Полковник Генштаба русской армии Евгений Месснер, внимательно следивший за состоянием дел в РККА, писал: «Это не значит, что Красная Армия не может воевать. Это значит, что она не может воевать “малою кровью”. Неопытный пахарь замучит себя и коней – и всё же выпашет меньше, чем искушённый крестьянин; плохой косарь перепортит покос и изломает свою несчастную поясницу; бестолковый кучер загонит лошадей и не даст той скорости езды, что кучер – мастер своего дела. Так и в военном деле: офицерство знающее и – это самое важное – офицерство интеллигентное проливает кровь бережно, как искусный хирург, офицерство же неинтеллигентное “пущает кровь” без меры, как цирюльник».

Конечно же, власть это понимала, делала, что могла, но была ограничена собственными же установками. Политический подход к формированию кадров оставлял за бортом массу способных к военному делу людей, так как почти все они были из «бывших». До 1935 года детей дворян, купцов, священников, царских чиновников в военные училища не принимали, а просочившихся с позором изгоняли. Чистки тридцатых годов тоже ударили прежде всего по грамотным кадрам: «Ах, немецким языком владеешь?!» – значит, шпион. В Германии это знали и относились к РККА с презрением, недооценивая дух нашего народа, его способность в критической ситуации выдвигать лучших. К 44-му году наша армия станет объективно лучше германской, научится бить врага даже там, где он формально превосходил её во всех отношениях. Но в начале Второй мировой советские войска в целом были очень и очень слабы.

* * *

Это, конечно, нельзя отнести к разведке, куда абы кого не брали. Она и вступила в первые бои с фашистами почти за два года до начала Великой Отечественной. Когда части РККА подошли ко Львову, две наших бронемашины внезапно подверглись артиллерийскому обстрелу со стороны немцев. Открыв ответный огонь из 45-мм пушек и пулемётов, два экипажа, прежде чем сгореть, уничтожили пару орудий противника, офицера и четырёх солдат вермахта. Через полчаса бой прекратился. Начали выяснять, что к чему, и попытались списать на неразбериху.

Однако в 8.30 немцы предприняли атаку на западную и южную окраины Львова. При этом танки и бронемашины нашего разведбатальона оказались между двух огней – немцев и поляков. Командир бригады выслал парламентёров с куском нижней рубахи на палке, а танки и бронемашины выбрасывали красные и белые флажки, но огонь по ним не прекращался. Когда стало ясно, что гитлеровцы действуют сознательно, ударили по ним из всех стволов.

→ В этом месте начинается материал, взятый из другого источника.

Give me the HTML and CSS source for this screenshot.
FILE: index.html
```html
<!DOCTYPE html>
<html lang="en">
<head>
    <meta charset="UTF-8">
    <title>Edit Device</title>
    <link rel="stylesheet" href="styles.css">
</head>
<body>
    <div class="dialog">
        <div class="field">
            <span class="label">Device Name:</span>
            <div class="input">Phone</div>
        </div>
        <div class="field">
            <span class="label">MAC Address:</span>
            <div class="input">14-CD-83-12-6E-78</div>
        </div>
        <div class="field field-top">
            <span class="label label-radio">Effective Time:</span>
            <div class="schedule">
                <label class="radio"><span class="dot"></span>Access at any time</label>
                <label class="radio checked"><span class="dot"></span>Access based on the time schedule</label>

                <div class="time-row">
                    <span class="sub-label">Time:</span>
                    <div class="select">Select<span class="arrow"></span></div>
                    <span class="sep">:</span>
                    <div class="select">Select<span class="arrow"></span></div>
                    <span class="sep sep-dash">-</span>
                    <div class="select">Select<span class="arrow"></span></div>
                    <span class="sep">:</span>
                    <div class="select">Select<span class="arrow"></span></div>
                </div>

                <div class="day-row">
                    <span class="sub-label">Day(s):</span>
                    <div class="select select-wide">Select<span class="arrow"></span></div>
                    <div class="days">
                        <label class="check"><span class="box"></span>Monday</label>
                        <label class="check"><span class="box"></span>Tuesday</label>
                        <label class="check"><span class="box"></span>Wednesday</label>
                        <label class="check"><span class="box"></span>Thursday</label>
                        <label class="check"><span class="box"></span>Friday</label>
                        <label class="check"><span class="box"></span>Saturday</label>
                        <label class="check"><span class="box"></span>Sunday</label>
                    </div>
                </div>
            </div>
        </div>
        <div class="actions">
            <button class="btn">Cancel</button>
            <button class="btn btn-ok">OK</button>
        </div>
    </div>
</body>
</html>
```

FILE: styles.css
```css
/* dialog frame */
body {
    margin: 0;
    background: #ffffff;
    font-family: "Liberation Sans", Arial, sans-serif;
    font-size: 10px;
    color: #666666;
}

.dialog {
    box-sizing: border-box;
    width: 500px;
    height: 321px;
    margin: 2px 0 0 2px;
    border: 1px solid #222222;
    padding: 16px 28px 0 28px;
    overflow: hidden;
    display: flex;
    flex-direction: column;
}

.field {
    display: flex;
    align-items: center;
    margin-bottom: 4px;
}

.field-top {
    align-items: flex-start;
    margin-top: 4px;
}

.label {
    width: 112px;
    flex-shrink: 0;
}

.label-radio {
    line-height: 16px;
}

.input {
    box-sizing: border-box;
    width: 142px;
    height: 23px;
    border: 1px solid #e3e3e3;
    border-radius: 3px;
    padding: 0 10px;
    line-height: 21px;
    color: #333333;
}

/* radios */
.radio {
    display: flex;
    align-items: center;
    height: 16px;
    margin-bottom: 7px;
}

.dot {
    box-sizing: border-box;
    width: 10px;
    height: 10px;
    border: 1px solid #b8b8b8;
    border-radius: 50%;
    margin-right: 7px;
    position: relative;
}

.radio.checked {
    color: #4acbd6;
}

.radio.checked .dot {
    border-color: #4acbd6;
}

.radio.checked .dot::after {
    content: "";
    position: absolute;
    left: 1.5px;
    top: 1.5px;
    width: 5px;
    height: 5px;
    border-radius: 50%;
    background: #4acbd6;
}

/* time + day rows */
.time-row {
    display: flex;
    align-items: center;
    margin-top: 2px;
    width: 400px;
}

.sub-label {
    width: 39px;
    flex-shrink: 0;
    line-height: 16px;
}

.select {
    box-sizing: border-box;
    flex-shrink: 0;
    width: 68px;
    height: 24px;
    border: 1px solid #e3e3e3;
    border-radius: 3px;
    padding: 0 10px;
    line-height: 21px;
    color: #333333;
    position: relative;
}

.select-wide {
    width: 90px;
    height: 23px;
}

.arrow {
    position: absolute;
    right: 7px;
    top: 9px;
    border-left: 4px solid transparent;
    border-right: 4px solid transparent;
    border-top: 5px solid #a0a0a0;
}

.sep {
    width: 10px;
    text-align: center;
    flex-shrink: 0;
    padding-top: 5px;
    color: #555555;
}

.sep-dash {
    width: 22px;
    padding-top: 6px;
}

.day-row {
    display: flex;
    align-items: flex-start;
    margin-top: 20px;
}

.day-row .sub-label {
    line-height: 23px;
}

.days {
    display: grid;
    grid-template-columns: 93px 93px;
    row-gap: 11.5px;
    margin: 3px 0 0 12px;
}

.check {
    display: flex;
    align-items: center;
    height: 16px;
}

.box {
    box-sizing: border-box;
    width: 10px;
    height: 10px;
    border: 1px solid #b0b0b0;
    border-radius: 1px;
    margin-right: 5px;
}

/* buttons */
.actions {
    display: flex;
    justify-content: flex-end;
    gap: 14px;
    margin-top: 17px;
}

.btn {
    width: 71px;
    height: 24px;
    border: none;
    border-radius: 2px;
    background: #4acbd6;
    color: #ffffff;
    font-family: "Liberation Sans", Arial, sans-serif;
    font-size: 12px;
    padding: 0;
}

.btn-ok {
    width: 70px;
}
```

Фашисты в итоге потеряли три противотанковых орудия, были убиты два их майора, ещё с десяток офицеров и солдат ранены. У нас подбиты были две бронемашины и один танк, убиты трое и ранены четверо.

Когда и эту схватку удалось остановить, немцы попытались уговорить поляков: «Если сдадите Львов нам – останетесь в Европе, если сдадите большевикам – станете навсегда Азией». К чести польских воинов, они не остановили бой. Варшава продолжала драться ещё несколько недель после бегства правительства. Самые крикливые оказались самыми трусливыми. С их наследниками мы и боремся сегодня, но есть и другие. Несколько лет назад 90 процентов жителей польского города Жешув выступили против демонтажа мемориала солдатам Красной Армии. Это потомки тех, кто сражался.

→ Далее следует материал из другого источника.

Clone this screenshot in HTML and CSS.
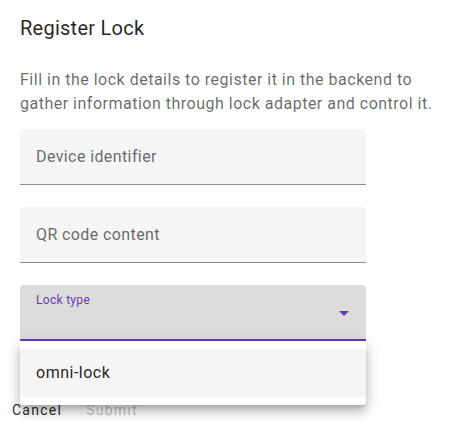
FILE: index.html
```html
<!DOCTYPE html>
<html lang="en">
<head>
<meta charset="utf-8">
<title>Register Lock</title>
<link rel="stylesheet" href="styles.css">
</head>
<body>
<div class="dialog">
  <h2 class="title">Register Lock</h2>
  <div class="content">
    <p class="desc">Fill in the lock details to register it in the backend to gather information through lock adapter and control it.</p>
    <div class="field"><span class="label">Device identifier</span></div>
    <div class="field"><span class="label">QR code content</span></div>
    <div class="select-wrap">
      <div class="field select">
        <span class="small-label">Lock type</span>
        <svg class="arrow" width="24" height="24" viewBox="0 0 24 24"><path d="M7 10l5 5 5-5z" fill="#673ab7"/></svg>
      </div>
      <div class="menu">
        <div class="menu-item">omni-lock</div>
      </div>
    </div>
  </div>
  <div class="actions">
    <button class="btn">Cancel</button>
    <button class="btn disabled">Submit</button>
  </div>
</div>
</body>
</html>
```
FILE: styles.css
```css
html, body {
  margin: 0;
  padding: 0;
  background: #fff;
  font-family: Roboto, "Liberation Sans", sans-serif;
}
.dialog {
  width: 472px;
}
.title {
  margin: 12px 20px 0;
  font-size: 20px;
  line-height: 32px;
  font-weight: 400;
  letter-spacing: 0.25px;
  color: rgba(0,0,0,0.87);
}
.content {
  padding: 0 20px;
}
.desc {
  margin: 24px 0 13px;
  font-size: 16px;
  line-height: 24px;
  letter-spacing: 0.5px;
  color: rgba(0,0,0,0.6);
}
.field {
  width: 346px;
  height: 55px;
  background: #f5f5f5;
  border-bottom: 1px solid rgba(0,0,0,0.42);
  border-radius: 4px 4px 0 0;
  margin-bottom: 22px;
  display: flex;
  align-items: center;
  position: relative;
  box-sizing: content-box;
}
.label {
  padding-left: 16px;
  font-size: 16px;
  color: rgba(0,0,0,0.6);
  letter-spacing: 0.4px;
}
.select-wrap {
  position: relative;
}
.select {
  height: 54px;
  background: #dcdcdc;
  border-bottom: 2px solid #673ab7;
  margin-bottom: 0;
  align-items: flex-start;
}
.small-label {
  margin: 8px 0 0 16px;
  font-size: 12px;
  line-height: 14px;
  color: #673ab7;
  letter-spacing: 0.3px;
}
.arrow {
  position: absolute;
  right: 10px;
  top: 16px;
}
.menu {
  position: absolute;
  top: 56px;
  left: 0;
  width: 346px;
  padding: 8px 0;
  background: #fff;
  border-radius: 4px;
  box-shadow: 0 5px 5px -3px rgba(0,0,0,0.2), 0 8px 10px 1px rgba(0,0,0,0.14), 0 3px 14px 2px rgba(0,0,0,0.12);
  z-index: 2;
}
.menu-item {
  height: 48px;
  line-height: 48px;
  padding-left: 16px;
  background: #f5f5f5;
  font-size: 16px;
  color: rgba(0,0,0,0.87);
  letter-spacing: 0.5px;
}
.actions {
  display: flex;
  gap: 8px;
  padding: 51px 0 0 4px;
}
.btn {
  background: none;
  border: none;
  padding: 0 8px;
  height: 36px;
  font-family: Roboto, "Liberation Sans", sans-serif;
  font-size: 14px;
  letter-spacing: 1.25px;
  color: rgba(0,0,0,0.87);
  cursor: pointer;
}
.btn.disabled {
  color: rgba(0,0,0,0.26);
}
```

К тому моменту, когда РККА получила приказ о выдвижении, украинские националисты уже начали резню поляков и евреев. Ни слова об этом вы не найдёте у Моравецкого, как и о том, что 20 сентября англичане объявили: Великобритания «должна оставаться в возможно лучших отношениях» с СССР. В Лондоне всё поняли правильно. Ещё решительнее отнёсся к случившемуся американский посол в СССР Джозеф Дэвис, писавший летом 41-го Гарри Гопкинсу, советнику президента Рузвельта: «Все мои связи и наблюдения, начиная с 1936 г., позволяют утверждать, что, кроме президента Соединённых Штатов, ни одно правительство яснее советского не видело угрозы со стороны Гитлера делу мира, не видело необходимости коллективной безопасности и союзов между неагрессивными государствами».

* * *

Это – ничтожная часть того массива фактов, которые не оставляют камня на камня от конструкции из трескучих фраз о защите свободы, равенстве двух тоталитаризмов – советского и германского, причастности СССР к развязыванию Второй мировой войны. Наша страна первой осознала угрозу национал-социализма и была единственной, которая много лет твердила о необходимости остановить Гитлера. Тем поразительней наблюдать, как уже на современную Россию пытаются возложить ответственность за развязывание войны. Наша история для них нераздельна от Рюрика до наших дней. Нам, православным, есть смысл согласиться с этим, во всяком случае в том, что касается внешних угроз: да, нераздельна. Пока Россия сильна, с её существованием не смирятся, а если ослабеет – горе побеждённым.